1. The error condition can be kept as an attribute in the object. After constructing the object, the user of the object may detect the error condition by requesting the attribute value. However, this approach is plagued by the following problems.

   First, the failure of one step may cause subsequent steps to fail as well. In the worst case, if the failed step initializes a pointer that is passed to subsequent steps, the subsequent steps may use an uninitialized pointer. Consequently, the error condition must eventually be propagated to subsequent steps, which, in turn, need to be implemented in a defensive way.

   Second, if the construction failed, the object exists but it is inconsistent. In the worst case, if the user of the object misses to check for the successful construction, it will perform operations on an inconsistent object. But even in the good case, where the user detects the incomplete construction and decides to immediately destruct the object, the destruction is error prone. The already performed steps may have had side effects such as resource allocations. So it is important to revert all the successful steps by invoking their respective destructors. However, when destructing the object, the destructors of the incomplete steps are also called. Consequently, such destructors need to be implemented in a defensive manner to accommodate this situation.

   Third, objects cannot have references that depend on potentially failing construction steps. In contrast to a pointer that may be marked as uninitialized by being a null pointer, a reference is, by definition, initialized once it exists. Consequently, the result of such a step can never be passed as reference to subsequent steps. Pointers must be used.

   Fourth, the mere existence of incompletely constructed objects introduces many variants of possible failures that need to be considered in the code. There may be many different stages of incompleteness. Because of the third problem, every time a construction step takes the result of a previous step as an argument, it explicitly has to consider the error case. This, in turn, tremendously inflates the test space of the code.

   Furthermore, there needs to be a convention of how the completion of an object is indicated. All programmers have to learn and follow the convention.
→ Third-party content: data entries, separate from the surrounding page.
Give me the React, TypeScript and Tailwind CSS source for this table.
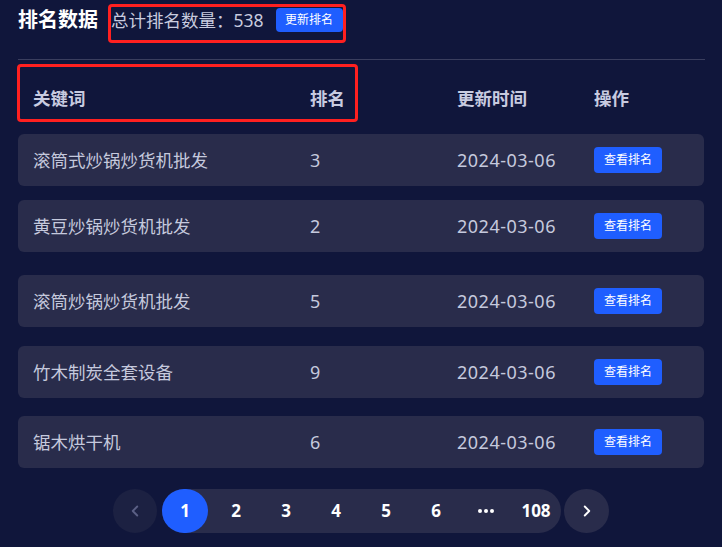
import { ChevronLeft, ChevronRight } from 'lucide-react';

const rows = [
  { keyword: '滚筒式炒锅炒货机批发', rank: 3, date: '2024-03-06', gap: 'mt-0' },
  { keyword: '黄豆炒锅炒货机批发', rank: 2, date: '2024-03-06', gap: 'mt-[14px]' },
  { keyword: '滚筒炒锅炒货机批发', rank: 5, date: '2024-03-06', gap: 'mt-[23px]' },
  { keyword: '竹木制炭全套设备', rank: 9, date: '2024-03-06', gap: 'mt-[19px]' },
  { keyword: '锯木烘干机', rank: 6, date: '2024-03-06', gap: 'mt-[18px]' },
];

const pages = ['2', '3', '4', '5', '6', 'more', '108'];

export default function App() {
  return (
    <div
      className="w-[722px] h-[547px] overflow-hidden bg-[#10163b] pl-[18px] pr-[17px] text-[#c5c9dd]"
      style={{ fontFamily: '"Noto Sans", "Microsoft YaHei", "Noto Sans CJK SC", sans-serif' }}
    >
      {/* title bar */}
      <div className="flex items-start pt-[4px]">
        <h1 className="mt-[3px] text-[20px] font-bold leading-[26px] text-white">排名数据</h1>
        <div className="ml-[10px] flex h-[39px] w-[238px] items-start gap-[12px] rounded-[4px] border-[3px] border-[#ff2020] pt-[1px]">
          <span className="whitespace-nowrap text-[17.5px] leading-[24px] text-[#c8cbdf]">总计排名数量：538</span>
          <button className="flex h-[24px] w-[67px] shrink-0 items-center justify-center rounded-[4px] bg-[#1f5eff] text-[12px] text-white">
            更新排名
          </button>
        </div>
      </div>

      <div className="mt-[16px] border-t border-[#3a3e5e]" />

      {/* table header */}
      <div className="relative flex h-[74px] items-center pl-[15px] pt-[2px] text-[17.5px] font-bold text-[#c8cbe0]">
        <div className="absolute left-[-1px] top-[4px] h-[58px] w-[341px] rounded-[4px] border-[3px] border-[#ff2020]" />
        <span className="w-[277px]">关键词</span>
        <span className="w-[147px]">排名</span>
        <span className="w-[137px]">更新时间</span>
        <span>操作</span>
      </div>

      {/* rows */}
      {rows.map((r) => (
        <div
          key={r.keyword}
          className={`${r.gap} flex h-[52px] w-[686px] items-center rounded-[6px] bg-[#292c4b] pl-[15px] text-[17.5px]`}
        >
          <span className="w-[277px]">{r.keyword}</span>
          <span className="w-[147px] text-[18px]">{r.rank}</span>
          <span className="w-[137px] text-[18px] tracking-[0.5px]">{r.date}</span>
          <button className="flex h-[26px] w-[68px] items-center justify-center rounded-[4px] bg-[#1f5eff] text-[12px] text-white">
            查看排名
          </button>
        </div>
      ))}

      {/* pagination */}
      <div className="mt-[21px] flex justify-center pr-[1px]">
        <button className="flex h-[44px] w-[44px] items-center justify-center rounded-full bg-[#1c2142] text-[#5b6085]">
          <ChevronLeft size={18} strokeWidth={2.5} />
        </button>
        <div className="ml-[5px] flex h-[44px] w-[399px] items-center rounded-full bg-[#292c4b] text-[17px] font-bold text-white">
          <span className="flex h-[44px] w-[46px] items-center justify-center rounded-full bg-[#1f5eff]">1</span>
          <div className="ml-[3px] flex">
            {pages.map((p) => (
              <span key={p} className="flex h-[44px] w-[50px] items-center justify-center">
                {p === 'more' ? (
                  <span className="flex gap-[2px]">
                    <i className="h-[4px] w-[4px] rounded-full bg-white" />
                    <i className="h-[4px] w-[4px] rounded-full bg-white" />
                    <i className="h-[4px] w-[4px] rounded-full bg-white" />
                  </span>
                ) : (
                  p
                )}
              </span>
            ))}
          </div>
        </div>
        <button className="ml-[3px] flex h-[44px] w-[45px] items-center justify-center rounded-full bg-[#292c4b] text-white">
          <ChevronRight size={18} strokeWidth={2.5} />
        </button>
      </div>
    </div>
  );
}
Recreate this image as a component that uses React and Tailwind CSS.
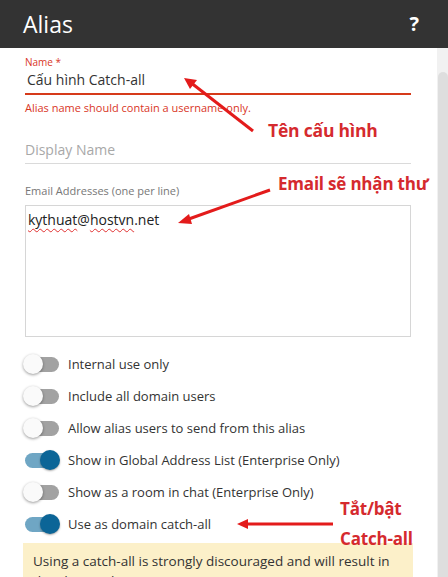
import React from 'react';

const toggles = [
  { label: 'Internal use only', on: false },
  { label: 'Include all domain users', on: false },
  { label: 'Allow alias users to send from this alias', on: false },
  { label: 'Show in Global Address List (Enterprise Only)', on: true },
  { label: 'Show as a room in chat (Enterprise Only)', on: false },
  { label: 'Use as domain catch-all', on: true },
];

const Toggle = ({ on }) => (
  <div className="relative w-[35px] h-[20px] flex items-center shrink-0">
    <div className={`w-[34px] h-[15px] rounded-full ${on ? 'bg-[#6fa6c4]' : 'bg-[#a2a2a2]'}`} />
    {on ? (
      <div className="absolute right-0 top-0 w-[20px] h-[20px] rounded-full bg-[#0b6597] shadow-[0_1px_2px_rgba(0,0,0,0.35)]" />
    ) : (
      <div className="absolute left-[-2px] top-0 w-[20px] h-[20px] rounded-full bg-[#fafafa] shadow-[0_1px_3px_rgba(0,0,0,0.4)]" />
    )}
  </div>
);

const Squiggle = ({ children }) => (
  <span className="underline decoration-wavy decoration-[#e03030] decoration-1 underline-offset-[3px]">{children}</span>
);

export default function App() {
  return (
    <div className="w-[448px] h-[577px] overflow-hidden bg-white font-['Open_Sans',sans-serif] relative">
      <div className="h-[48px] bg-[#333333] flex items-center justify-between pl-[23px] pr-[29px]">
        <span className="text-white text-[23px] leading-none">Alias</span>
        <span className="text-white text-[20px] font-bold leading-none">?</span>
      </div>

      <div className="flex">
        <div className="w-[437px] pl-[25px] pr-[26px]">
          <div className="pt-[7px]">
            <div className="text-[10px] leading-[14px] text-[#d9361f]">Name *</div>
            <div className="text-[14px] leading-[20px] text-[#333] pl-[2px] pt-[1px]">Cấu hình Catch-all</div>
            <div className="h-[2px] bg-[#d63a1a] mt-[3px]" />
            <div className="text-[11px] leading-[14px] text-[#d9361f] mt-[6px]">Alias name should contain a username only.</div>
          </div>

          <div className="mt-[25px] text-[14px] leading-[20px] text-[#a8a8a8]">Display Name</div>
          <div className="h-px bg-[#dadada] mt-[3px]" />

          <div className="mt-[20px] text-[11px] leading-[14px] text-[#777]">Email Addresses (one per line)</div>
          <div className="mt-[7px] h-[132px] border border-[#d6d6d6] px-[2px] pt-[4px] text-[14px] leading-[20px] text-[#222]">
            <Squiggle>kythuat</Squiggle>@<Squiggle>hostvn</Squiggle>.net
          </div>

          <div className="mt-[17px] flex flex-col gap-[12px]">
            {toggles.map((t) => (
              <div key={t.label} className="flex items-center gap-[8px] h-[20px]">
                <Toggle on={t.on} />
                <span className="text-[13px] text-[#333] leading-[20px]">{t.label}</span>
              </div>
            ))}
          </div>

          <div className="mt-[9px] -ml-[2px] -mr-[2px] bg-[#fcf0c9] px-[10px] pt-[8px] h-[60px] text-[13.5px] leading-[20px] text-[#333]">
            Using a catch-all is strongly discouraged and will result in
            <br />
            this domain becoming a spam target.
          </div>
        </div>
        <div className="w-[11px] bg-[#f1f1f1] pt-[24px] pl-[1px]">
          <div className="h-[600px] bg-[#dedede] rounded-t-[5px]" />
        </div>
      </div>

      <svg className="absolute inset-0 pointer-events-none" width="448" height="577">
        <line x1="253" y1="131" x2="190" y2="82" stroke="#e31b1b" strokeWidth="3" />
        <path d="M184,78 L197,80 L190,89 z" fill="#e31b1b" />
        <line x1="270" y1="190" x2="186" y2="220" stroke="#e31b1b" strokeWidth="3" />
        <path d="M178,223 L189,214 L192,224 z" fill="#e31b1b" />
        <line x1="333" y1="524" x2="246" y2="524" stroke="#e31b1b" strokeWidth="3" />
        <path d="M237,524 L248,519 L248,529 z" fill="#e31b1b" />
      </svg>
      <div className="absolute left-[268px] top-[118px] text-[17.5px] font-bold leading-[24px] text-[#d52a2e] tracking-[-0.2px]">Tên cấu hình</div>
      <div className="absolute left-[278px] top-[172px] text-[17px] font-bold leading-[24px] text-[#d52a2e] tracking-[-0.2px]">Email sẽ nhận thư</div>
      <div className="absolute left-[340px] top-[494px] text-[17px] font-bold leading-[30px] text-[#d52a2e] tracking-[-0.2px]">
        <div>Tắt/bật</div>
        <div>Catch-all</div>
      </div>
    </div>
  );
}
2. The error condition triggers an exception. Thereby, the object construction immediately stops at the erroneous step. Subsequent steps are not executed at all. Furthermore, while unwinding the stack, the exception mechanism reverts all already completed steps by calling their respective destructors. Consequently, the construction of an object can be considered as a transaction. If it succeeds, the object is known to be completely constructed. If it fails, the object immediately ceases to exist.

Thanks to the transactional semantics of the second variant, the state space for potential error conditions (and thereby the test space) remains small. Also, the second variant facilitates the use of references as class members, which can be safely passed as arguments to subsequent constructors. When receiving such a reference as argument (as opposed to a pointer), no validity checks are needed. Consequently, by using exceptions, the robustness of object-oriented code (i.e., code that relies on C++ constructors) can be greatly improved over code that avoids exceptions.

Hence, the case for or against the use of the C++ exception mechanism is not clear cut but should be made per component individually. For foundational components like Genode's core or resource multiplexers, the consistent use of sum-types-based error handling is preferable over exceptions. But for higher-level components, in particular those interfacing with 3rd-party C++ libraries, the use of exceptions is natural.

For Genode, the complexity of the trusted computing base is a fundamental metric. The C++ exception mechanism with its dependency to the C library arguably adds significant complexity. The code complexity of a C library exceeds the complexity of the fundamental components (such as the kernel, core, and init) by an order of magnitude. Making the fundamental components depend on such a C library would jeopardize one of Genode's most valuable assets, which is its low complexity.

To enable the use of C++ exceptions and runtime type information but avoid the incorporation of an entire C library into the trusted computing base, Genode comes with a customized C++ runtime that does not depend on a C library. The C++ runtime libraries are provided by the tool chain, which interface with the symbols provided by Genode's C++ support code (repos/base/src/lib/cxx).

Unfortunately, the interface used by the C++ runtime does not reside in a specific namespace but it is rather a subset of the POSIX API. When linking a real C library to a Genode component, the symbols present in the C library would collide with the symbols present in Genode's C++ support code. For this reason, the C++ runtime (of the compiler) and Genode's C++ support code are wrapped in a single library (repos/base/lib/mk/cxx.mk) in a way that all POSIX functions remain hidden. All the references of the C++ runtime are resolved by the C++ support code, both wrapped in the cxx library. To the outside, the cxx library solely exports the CXA ABI as required by the compiler.